Scholarly Publishing is a Social Contract

Especially in view of yesterday’s post, I thought “The Social Contract of Scholarly Publishing” from Dan Cohen was thought-provoking.

Roy finally broke the silence, explaining the magic of the last stage of scholarly production between the final draft and the published book: “What happens now is the creation of the social contract between the authors and the readers. We agree to spend considerable time ridding the manuscript of minor errors, and the press spends additional time on other corrections and layout, and readers respond to these signals—a lack of typos, nicely formatted footnotes, a bibliography, specialized fonts, and a high-quality physical presentation—by agreeing to give the book a serious read.”

I have frequently replayed that conversation in my mind, wondering about the constitution of this social contract in scholarly publishing, which is deeply related to questions of academic value and reward.

The essay is about scholarly publishing in paper journals. It begins with the question of “Why not publish online?”
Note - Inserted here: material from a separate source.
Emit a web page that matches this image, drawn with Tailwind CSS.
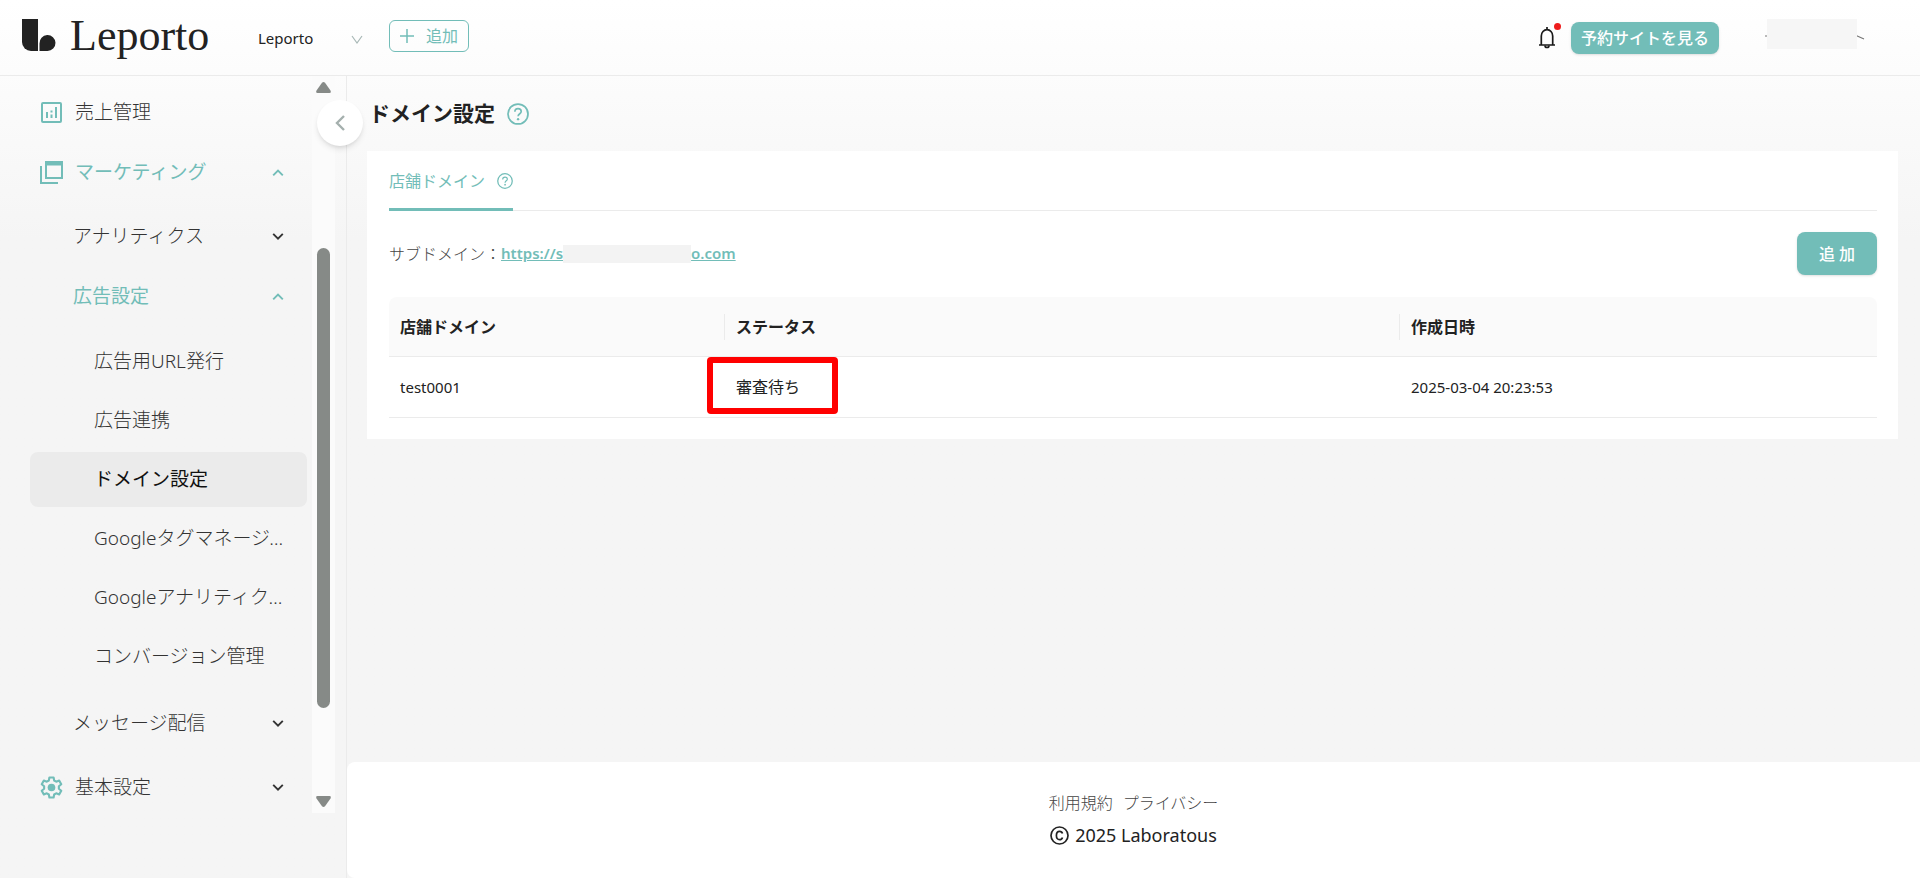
<!DOCTYPE html>
<html lang="ja">
<head>
  <meta charset="UTF-8">
  <meta name="viewport" content="width=device-width, initial-scale=1.0">
  <title>ドメイン設定 - Leporto</title>
  <script src="https://cdn.jsdelivr.net/npm/@tailwindcss/browser@4"></script>
</head>
<body class="min-h-screen flex flex-col bg-[#f5f5f5] bg-linear-to-b from-white to-[#f5f5f5] to-[240px] text-[#222] text-base font-['Noto_Sans','Noto_Sans_CJK_JP',sans-serif]">
  <!-- Icons used more than once -->
  <svg class="hidden">
    <symbol id="down" viewBox="0 0 12 12"><path d="M1.2 2.8 6 7.600l4.800-4.800" fill="none" stroke="currentColor" stroke-width="1.9"/></symbol>
    <symbol id="up" viewBox="0 0 12 12"><path d="M1.200 8.400 6 3.600l4.800 4.800" fill="none" stroke="currentColor" stroke-width="1.9"/></symbol>
    <symbol id="help" viewBox="0 0 24 24">
      <circle cx="12" cy="12" r="10.9" fill="none" stroke="currentColor" stroke-width="1.9"/>
      <path d="M8.600 9.600C8.600 7.500 10 6.200 12 6.200s3.500 1.300 3.500 3.100c0 2.400-3.400 2.500-3.400 5.200" fill="none" stroke="currentColor" stroke-width="1.8"/>
      <circle cx="12.1" cy="17.6" r="1.3" fill="currentColor"/>
    </symbol>
  </svg>

  <!-- Header -->
  <header class="h-[76px] shrink-0 flex items-center border-b border-[#ebebeb] pl-[22px] pr-[54px] pb-3">
    <a href="#" class="flex items-center gap-3.5 text-[#222]">
      <svg class="w-[34px] h-8 mt-1.5" viewBox="0 0 34 32" fill="currentColor">
        <path d="M0 0h16v32H9a9 9 0 0 1-9-9z"/>
        <path d="M17.5 32v-7.500a8 8 0 1 1 8 7.500z"/>
      </svg>
      <span class="w-[144px] mt-2 font-['Liberation_Serif',serif] text-[44px] leading-[60px]">Leporto</span>
    </a>
    <div class="relative ml-11 mt-3">
      <select aria-label="店舗" class="appearance-none w-[105px] text-[15px] leading-6 bg-transparent">
        <option>Leporto</option>
      </select>
      <svg class="absolute right-0 top-2 w-3 h-3 text-[#a8b8b6] pointer-events-none" viewBox="0 0 12 12"><path d="M1 2l5 7 5-7" fill="none" stroke="currentColor" stroke-width="1.2"/></svg>
    </div>
    <button class="ml-[26px] mt-2 h-8 w-20 flex items-center justify-center gap-3 border border-[#72bdb8] rounded-md text-[#72bdb8]">
      <svg class="w-3.5 h-3.5" viewBox="0 0 14 14"><path d="M7 0v14M0 7h14" stroke="currentColor" stroke-width="1.5"/></svg>
      <span>追加</span>
    </button>
    <div class="ml-auto mt-3 flex items-center">
      <button aria-label="お知らせ" class="relative">
        <svg class="w-4 h-[22px]" viewBox="0 0 16 22" fill="none" stroke="#1a1a1a" stroke-width="1.7">
          <path d="M2.300 18V9a5.700 6.300 0 0 1 11.400 0v9M0 18h16M8 0v3"/>
          <path d="M6 18.500a2 2 0 0 0 4 0"/>
        </svg>
        <span class="absolute -right-1.5 -top-1 size-[7px] rounded-full bg-[#ee1c1c]"></span>
      </button>
      <a href="#" class="ml-4 h-8 w-[148px] flex items-center justify-center rounded-lg bg-[#72bdb8] text-white font-medium shadow-sm">予約サイトを見る</a>
      <svg class="ml-[45px] mb-2 w-[102px] h-[30px]" viewBox="0 0 102 30">
        <path d="M1 17h3M91 16l9 4" stroke="#777" stroke-width="1.2"/>
        <path d="M3 0h90v30H3z" fill="#f6f6f6"/>
      </svg>
    </div>
  </header>

  <div class="flex flex-1">
    <!-- Sidebar -->
    <aside class="relative w-[347px] shrink-0 border-r border-[#ebebeb]">
      <div class="flex">
        <nav class="flex-1 min-w-0 pl-[30px] pr-[5px] pt-[9px] text-[19px] font-light text-[#333]">
          <ul class="flex flex-col gap-[5px]">
            <li>
              <a href="#" class="flex items-center h-[55px] pl-[11px] pr-[23px]">
                <svg class="w-[21px] h-[21px] mr-[13px] text-[#72bdb8]" viewBox="0 0 21 21" fill="none" stroke="currentColor" stroke-width="2">
                  <rect x="1" y="1" width="19" height="19" rx="1"/><path d="M6 10v6M10.500 12.500V16M10.500 8.500v2M15 5v11"/>
                </svg>
                売上管理
              </a>
            </li>
            <li>
              <button class="w-full flex items-center h-[55px] pl-[10px] pr-[23px] text-[#72bdb8] font-normal">
                <svg class="w-[23px] h-[23px] mr-3" viewBox="0 0 23 23" fill="none" stroke="currentColor" stroke-width="2">
                  <rect x="6" y="1" width="16" height="16"/><path d="M5 2.500h18" stroke-width="4"/><path d="M1 5v17h17"/>
                </svg>
                マーケティング
                <svg class="w-3 h-3 ml-auto"><use href="#up"/></svg>
              </button>
              <ul class="flex flex-col gap-[5px] pt-[9px]">
                <li>
                  <button class="w-full flex items-center h-[55px] pl-[43px] pr-[23px]">アナリティクス<svg class="w-3 h-3 ml-auto"><use href="#down"/></svg></button>
                </li>
                <li>
                  <button class="w-full flex items-center h-[55px] pl-[43px] pr-[23px] text-[#72bdb8] font-normal">広告設定<svg class="w-3 h-3 ml-auto"><use href="#up"/></svg></button>
                  <ul class="flex flex-col gap-1 pt-2.5 pb-[7px]">
                    <li><a href="#" class="flex items-center h-[55px] pl-16 pr-5">広告用URL発行</a></li>
                    <li><a href="#" class="flex items-center h-[55px] pl-16 pr-5">広告連携</a></li>
                    <li><a href="#" class="flex items-center h-[55px] pl-16 pr-5 rounded-lg bg-[#ebebeb] text-[#111] font-normal">ドメイン設定</a></li>
                    <li><a href="#" class="block h-[55px] leading-[55px] pl-16 pr-5 truncate">Googleタグマネージャー</a></li>
                    <li><a href="#" class="block h-[55px] leading-[55px] pl-16 pr-5 truncate">Googleアナリティクス</a></li>
                    <li><a href="#" class="flex items-center h-[55px] pl-16 pr-5 whitespace-nowrap">コンバージョン管理</a></li>
                  </ul>
                </li>
                <li>
                  <button class="w-full flex items-center h-[55px] pl-[43px] pr-[23px]">メッセージ配信<svg class="w-3 h-3 ml-auto"><use href="#down"/></svg></button>
                </li>
              </ul>
            </li>
            <li class="pt-1">
              <button class="w-full flex items-center h-[55px] pl-[10px] pr-[23px]">
                <svg class="w-[23px] h-[23px] mr-3 text-[#72bdb8]" viewBox="0 0 24 24" fill="none" stroke="currentColor" stroke-width="2.2" stroke-linejoin="round">
                  <path d="M9.800 1.500h4.400l.6 3.200 2.100 1.200 3.100-1.100 2.200 3.800-2.500 2.100v2.600l2.500 2.100-2.200 3.800-3.100-1.100-2.100 1.200-.6 3.200H9.800l-.6-3.200-2.100-1.200L4 19.200l-2.200-3.800 2.500-2.100v-2.600L1.800 8.600 4 4.800l3.100 1.100 2.100-1.200z"/>
                  <circle cx="12" cy="12" r="4" fill="currentColor" stroke="none"/>
                </svg>
                基本設定
                <svg class="w-3 h-3 ml-auto"><use href="#down"/></svg>
              </button>
            </li>
          </ul>
        </nav>
        <!-- Scrollbar -->
        <div class="w-[23px] h-[737px] mr-[11px] bg-[#fbfbfb] flex flex-col items-center py-1.5 text-[#868a87]">
          <svg class="w-[15px] h-[11px]" viewBox="0 0 15 11" fill="currentColor"><path d="M6 .8Q7.500-.6 9 .8l5.500 7.700Q15.500 11 13.500 11h-12Q-.5 11 .5 8.500z"/></svg>
          <div class="grow-[155]"></div>
          <div class="w-[13px] grow-[461] rounded-full bg-[#868a87]"></div>
          <div class="grow-[88]"></div>
          <svg class="w-[15px] h-[11px]" viewBox="0 0 15 11" fill="currentColor"><path d="M6 10.200q1.500 1.400 3 0l5.500-7.700Q15.500 0 13.500 0h-12Q-.5 0 .5 2.500z"/></svg>
        </div>
      </div>
      <button aria-label="メニューを閉じる" class="absolute top-6 -right-[17px] size-[46px] rounded-full bg-white shadow-md flex items-center justify-center text-[#a5b0ae]">
        <svg class="w-2.5 h-4" viewBox="0 0 10 16"><path d="M9 1 2 8l7 7" fill="none" stroke="currentColor" stroke-width="2.4"/></svg>
      </button>
    </aside>

    <main class="flex-1 min-w-0 flex flex-col">
      <div class="pl-5 pr-[22px]">
        <h1 class="h-[75px] flex items-center gap-3 pl-0.5 text-[21px] font-bold">
          ドメイン設定
          <svg class="w-[22px] h-[22px] text-[#72bdb8]"><use href="#help"/></svg>
        </h1>

        <section class="bg-white pl-[22px] pr-[21px] pb-[21px]">
          <div class="flex h-[60px] border-b border-[#ebebeb]">
            <button class="h-[60px] flex items-center gap-3 pt-0.5 border-b-3 border-[#72bdb8] text-[#72bdb8]">
              店舗ドメイン
              <svg class="w-4 h-4"><use href="#help"/></svg>
            </button>
          </div>

          <div class="flex items-center justify-between pt-[21px] pb-[22px]">
            <p class="flex items-center text-[#444]">
              <span class="font-light">サブドメイン：</span>
              <a href="#" class="flex items-center text-[15px] font-semibold text-[#72bdb8] underline"><span>https://s</span><span class="w-[128px] h-[18px] bg-[#f3f3f3]"></span><span>o.com</span></a>
            </p>
            <button class="w-20 h-[43px] rounded-lg bg-[#72bdb8] text-white font-medium shadow-sm">追 加</button>
          </div>

          <!-- Domain list -->
          <table class="w-full table-fixed text-left border-separate border-spacing-0">
            <thead class="bg-[#fafafa]">
              <tr class="h-[60px]">
                <th class="w-[336px] p-0 rounded-tl-lg border-b border-[#ebebeb]"><div class="h-[26px] leading-[26px] pl-[11px] border-r border-[#ebebeb]">店舗ドメイン</div></th>
                <th class="w-[675px] p-0 border-b border-[#ebebeb]"><div class="h-[26px] leading-[26px] pl-[11px] border-r border-[#ebebeb]">ステータス</div></th>
                <th class="p-0 pl-[11px] rounded-tr-lg border-b border-[#ebebeb]">作成日時</th>
              </tr>
            </thead>
            <tbody>
              <tr class="h-[61px]">
                <td class="p-0 pl-[11px] border-b border-[#ebebeb] text-[15px]">test0001</td>
                <td class="relative p-0 pl-[11px] border-b border-[#ebebeb]">
                  審査待ち
                  <span class="absolute -left-[18px] top-0 w-[131px] h-[57px] border-6 border-[#f00] rounded-sm"></span>
                </td>
                <td class="p-0 pl-[11px] border-b border-[#ebebeb] text-[15px]">2025-03-04 20:23:53</td>
              </tr>
            </tbody>
          </table>
        </section>
      </div>

      <footer class="mt-auto h-[116px] bg-white rounded-l-lg flex flex-col items-center pt-[29px]">
        <div class="flex gap-2.5 leading-6 font-light text-[#444]">
          <a href="#">利用規約</a>
          <a href="#">プライバシー</a>
        </div>
        <p class="mt-2 flex items-center gap-1.5 text-lg leading-6">
          <svg class="w-[19px] h-[19px]" viewBox="0 0 19 19" fill="none" stroke="currentColor" stroke-width="1.7"><circle cx="9.500" cy="9.500" r="8.500"/><path d="M12.500 7.500c-.4-1.400-1.500-2.200-2.900-2.200-2 0-3.200 1.600-3.200 4.200s1.200 4.200 3.200 4.200c1.400 0 2.500-.8 2.900-2.200"/></svg>
          2025 Laboratous
        </p>
      </footer>
    </main>
  </div>
</body>
</html>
I spend time going over my blog and the posts I make here, checking for accuracy, fixing spelling errors, updating links… I think that while my blog is not a paper-version of a scholarly journal, I still have valuable information here in a form that shows my professionalism.

Questions:
Is it possible to publish well on the net, outside of a net-version of a scholarly journal?
Does blog publication de-value a work, either in the eyes of the readers or in the eyes of academia?
At what point or under what circumstances might net publication become more valuable?